Das Schlimmste waren der Holocaust und der 2. Weltkrieg. Wir müssen uns der deutschen Verantwortung dafür und der sich daraus ergebenden Verpflichtung, so etwas nie wieder zuzulassen, immer wieder neu stellen. Eine große Enttäuschung war auch, dass der Zusammenbruch des Staatssozialismus nicht genutzt wurde, um eine weltweite Friedensordnung zu errichten. Stattdessen hat die Unfähigkeit des Westens, mit dem Siegen aufhören zu können, letztlich den Keim dafür gelegt, dass heute das Recht des Stärkeren und damit Gewalt die internationalen Beziehungen bestimmen und sich die soziale Spaltung weltweit immer mehr vertieft.

Und des 21. Jahrhunderts?

Das ist ja noch jung.

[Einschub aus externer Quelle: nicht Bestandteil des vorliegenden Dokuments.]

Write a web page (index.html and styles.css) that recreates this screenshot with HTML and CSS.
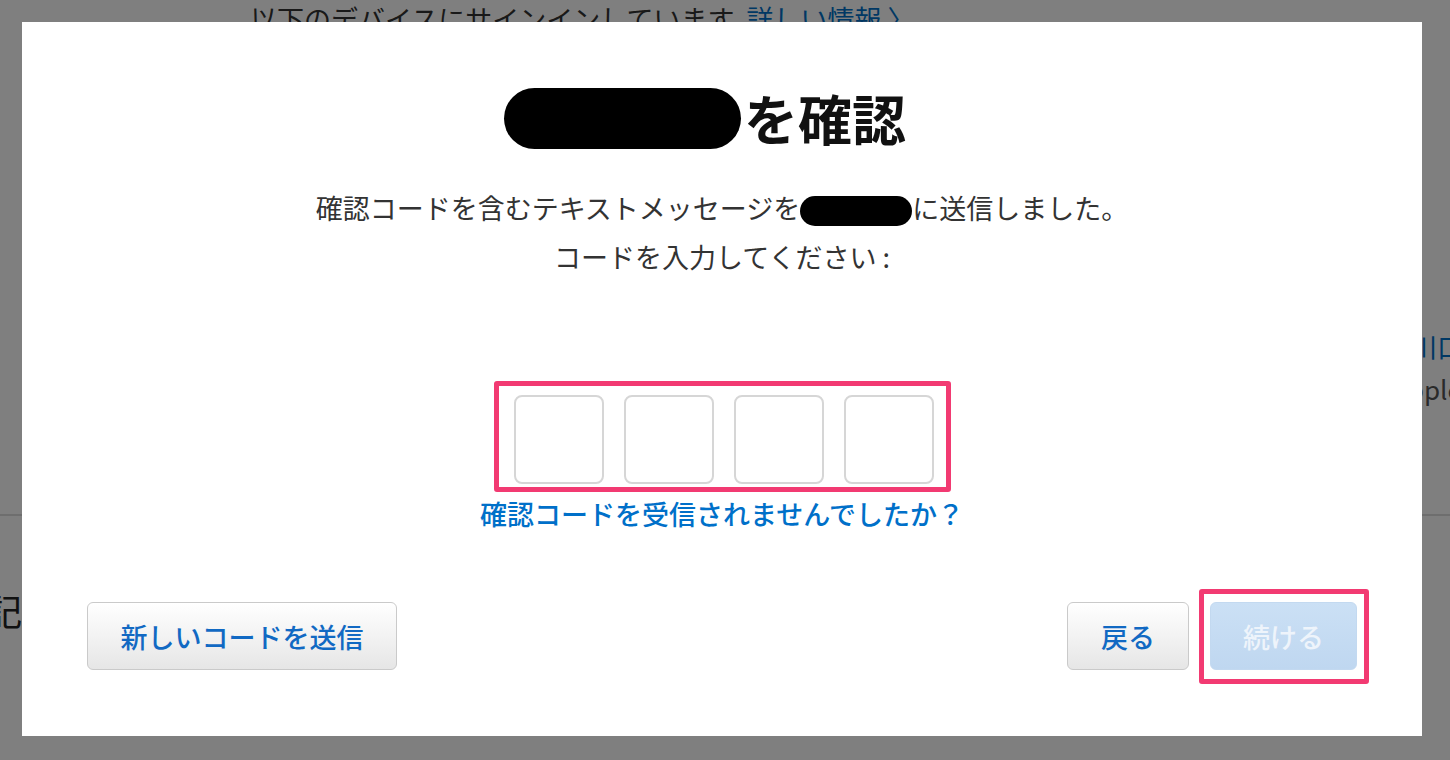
FILE: index.html
```html
<!DOCTYPE html>
<html lang="ja">

<head>
    <meta charset="UTF-8" />
    <meta name="viewport" content="width=device-width, initial-scale=1.0" />
    <title>確認</title>
    <link rel="stylesheet" href="styles.css">
</head>

<body>
    <div class="page">
        <p class="page-intro">以下のデバイスにサインインしています <a href="#">詳しい情報 〉</a></p>
        <div class="page-side">
            <a href="#" class="side-name">川口</a>
            <span class="side-sub">Apple ID</span>
        </div>
        <hr class="page-rule" />
        <p class="page-heading">記</p>
    </div>

    <div class="overlay">
        <div class="modal">
            <h1 class="modal-title"><span class="redact redact-title"></span>を確認</h1>
            <p class="modal-text">確認コードを含むテキストメッセージを<span class="redact redact-phone"></span>に送信しました。</p>
            <p class="modal-text">コードを入力してください :</p>

            <div class="code-group">
                <input class="code-digit" type="text" maxlength="1" />
                <input class="code-digit" type="text" maxlength="1" />
                <input class="code-digit" type="text" maxlength="1" />
                <input class="code-digit" type="text" maxlength="1" />
            </div>
            <a href="#" class="help-link">確認コードを受信されませんでしたか？</a>

            <div class="modal-actions">
                <button class="btn btn-resend">新しいコードを送信</button>
                <div class="actions-right">
                    <button class="btn btn-back">戻る</button>
                    <button class="btn btn-primary" disabled>続ける</button>
                </div>
            </div>
        </div>
    </div>
</body>

</html>
```

FILE: styles.css
```css
* {
    margin: 0;
    padding: 0;
    box-sizing: border-box;
}

body {
    font-family: "Noto Sans CJK JP", "Noto Sans", sans-serif;
    background-color: #fff;
    color: #333;
}

a {
    color: #0070c9;
    text-decoration: none;
}

/* page behind the dialog */
.page {
    height: 760px;
    overflow: hidden;
}

.page-intro {
    padding: 1px 0 0 250px;
    font-size: 27px;
    line-height: 36px;
}

.page-intro a {
    margin-left: 6px;
}

.page-side {
    display: flex;
    flex-direction: column;
    padding-left: 1410px;
    margin-top: 290px;
    white-space: nowrap;
}

.side-name {
    font-size: 27px;
    line-height: 40px;
}

.side-sub {
    margin-left: -18px;
    font-size: 26px;
    line-height: 44px;
    color: #555;
}

.page-rule {
    border: none;
    border-top: 2px solid #dcdcdc;
    margin-top: 103px;
}

.page-heading {
    margin: 72px 0 0 -14px;
    font-size: 36px;
    line-height: 44px;
    color: #222;
}

/* dialog */
.overlay {
    position: fixed;
    inset: 0;
    background-color: rgba(0, 0, 0, 0.5);
    padding: 22px;
}

.modal {
    width: 1400px;
    height: 714px;
    background-color: #fff;
    display: flex;
    flex-direction: column;
    align-items: center;
    padding: 65px 65px 66px;
}

.modal-title {
    font-size: 54px;
    line-height: 62px;
    font-weight: 700;
    color: #111;
    padding-right: 34px;
    display: flex;
    align-items: center;
}

.redact {
    display: inline-block;
    background-color: #000;
}

.redact-title {
    width: 237px;
    height: 61px;
    border-radius: 31px;
    margin-right: 3px;
}

.redact-phone {
    width: 112px;
    height: 30px;
    border-radius: 15px;
    vertical-align: -7px;
}

.modal-text {
    font-size: 27px;
    line-height: 49px;
    color: #333;
}

.modal-title + .modal-text {
    margin-top: 34px;
}

.code-group {
    margin-top: 100px;
    display: flex;
    gap: 20px;
    padding: 9px 12px 3px 15px;
    border: 5px solid #f23a72;
    border-radius: 3px;
}

.code-digit {
    width: 90px;
    height: 89px;
    border: 2px solid #d6d6d6;
    border-radius: 8px;
    font-size: 40px;
    text-align: center;
    outline: none;
}

.help-link {
    margin-top: 5px;
    font-size: 27px;
    line-height: 34px;
    font-weight: 500;
}

.modal-actions {
    margin-top: auto;
    width: 100%;
    display: flex;
    justify-content: space-between;
    align-items: center;
}

.actions-right {
    display: flex;
    gap: 21px;
}

.btn {
    height: 68px;
    padding: 0;
    font-family: inherit;
    font-size: 27px;
    font-weight: 500;
    color: #1169c3;
    background: linear-gradient(#ffffff, #e6e6e6);
    border: 1px solid #cacaca;
    border-radius: 6px;
    cursor: pointer;
}

.btn-resend {
    width: 310px;
}

.btn-back {
    width: 122px;
}

.btn-primary {
    position: relative;
    width: 147px;
    color: #eef4fb;
    background: linear-gradient(#cbe0f5, #bfd7f0);
    border-color: #c3d9f0;
    cursor: default;
}

.btn-primary::after {
    content: "";
    position: absolute;
    top: -14px;
    left: -12px;
    right: -13px;
    bottom: -15px;
    border: 5px solid #f23a72;
    border-radius: 3px;
}
```
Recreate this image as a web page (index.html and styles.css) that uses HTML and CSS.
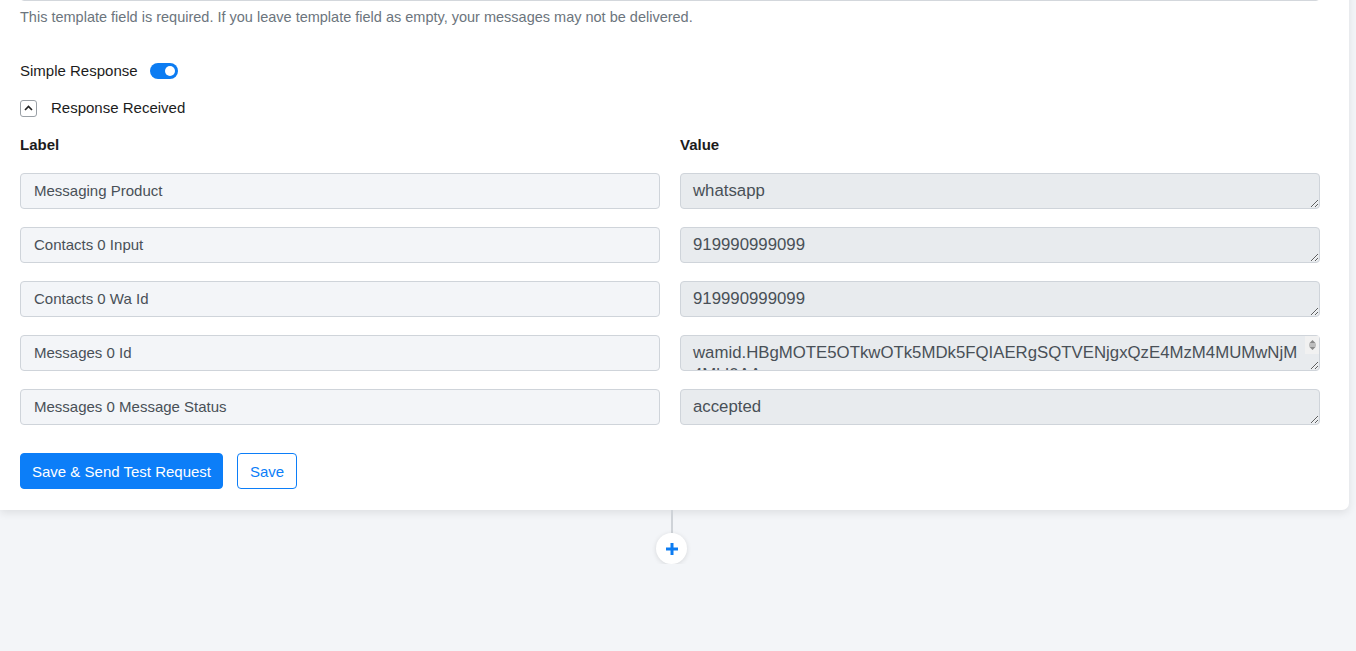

So wie sich die Entwicklung jetzt zeigt, ist zu befürchten, dass uns die größte Enttäuschung erst noch bevorsteht. Die fehlende Bereitschaft, den Klimaschutz, friedliche Konfliktlösungen und soziale Verantwortung im nationalen, europäischen und globalen Rahmen zusammenzudenken und entsprechend zu handeln, öffnet faschistischen Bewegungen einen gefährlich großen Raum. Es sieht so aus, als ob die Menschheit aus ihrer Geschichte deutlich zu wenig lernt.